Regresé a la fiesta, con una sonrisa ensayada en los labios. Alejandro se acercó, su rostro era la máscara perfecta de un marido devoto.
"Cariño, ¿dónde estabas? Te estaba buscando", dijo, su voz cálida y preocupada.
"Solo necesitaba un poco de aire", respondí, mi voz sorprendentemente firme.
Más tarde esa noche, en nuestra suite, Alejandro me trajo un vaso de leche tibia.
"Para que duermas bien, mi amor. Tú y nuestro bebé necesitáis descansar".
Lo miré a los ojos. Los mismos ojos que me habían prometido protección ahora contenían mi sentencia. Vi la droga disuelta, un ligero velo en la leche.
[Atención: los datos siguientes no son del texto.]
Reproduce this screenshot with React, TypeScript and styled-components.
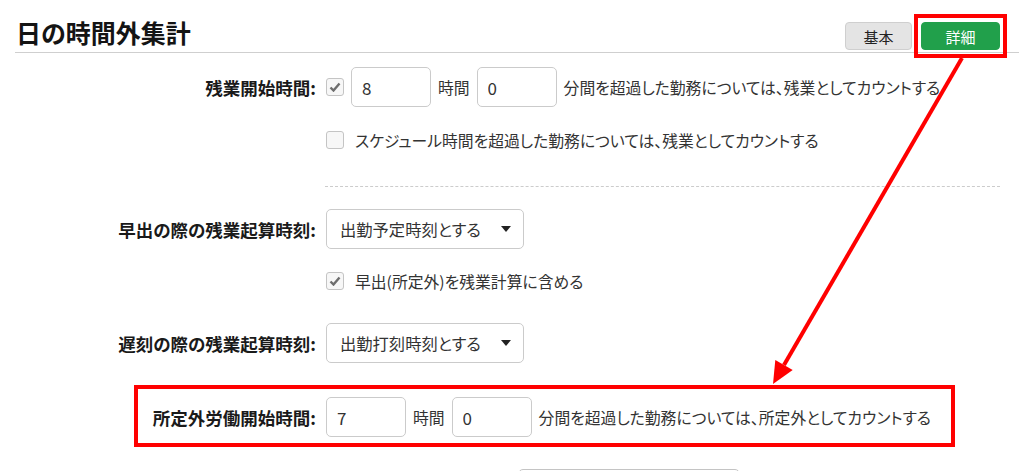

"Gracias, Alejandro. Eres tan bueno conmigo", susurré.
Acepté el vaso, fingiendo beber mientras él me observaba. Cuando se dio la vuelta para ir al baño, vertí el contenido en una maceta.
Me metí en la cama y cerré los ojos, esperando.
Poco después, la puerta se abrió sigilosamente. Entraron los mismos hombres de hace cinco años. Sus rostros eran pesadillas andantes.
Alejandro no estaba allí para verlo. Había preparado el escenario y se había marchado, dejando que sus marionetas hicieran el trabajo sucio.
Pero esta vez, yo no era la víctima indefensa.
Mi mejor amiga, Lucía, una abogada brillante, me había ayudado a prepararlo todo.
Cuando los hombres se abalanzaron sobre mí, grité. Pero no era un grito de terror, era una señal.
Las luces se encendieron de repente. Lucía entró con dos guardias de seguridad privados que habíamos contratado.
Los hombres se quedaron paralizados, atrapados en el acto.
Yo me retorcí en la cama, fingiendo un dolor insoportable.
"¡Mi bebé! ¡Estoy perdiendo a mi bebé!", gemí, apretando el estómago.
Lucía ya estaba llamando a una ambulancia, su voz profesional y llena de pánico fingido.
El plan de Alejandro se había cumplido, pero a mi manera.
El "aborto espontáneo" fue documentado. Los médicos, pagados por nosotros, confirmaron la tragedia y la posterior esterilidad causada por el "shock".
Alejandro llegó al hospital, su rostro una máscara de devastación.
"¡Mi amor! ¡Sofía! ¿Quién te ha hecho esto?", gritó, cayendo de rodillas junto a mi cama.
"Fueron viejos enemigos, Alejandro. Querían hacerme daño a través de ti", le dije, mi voz débil.
"Te juro que los encontraré. Pagarán por esto. Te amo, Sofía. Siempre te amaré, no importa qué", prometió, besando mis manos con lágrimas en los ojos.
Su actuación fue impecable. Pero la mía fue mejor.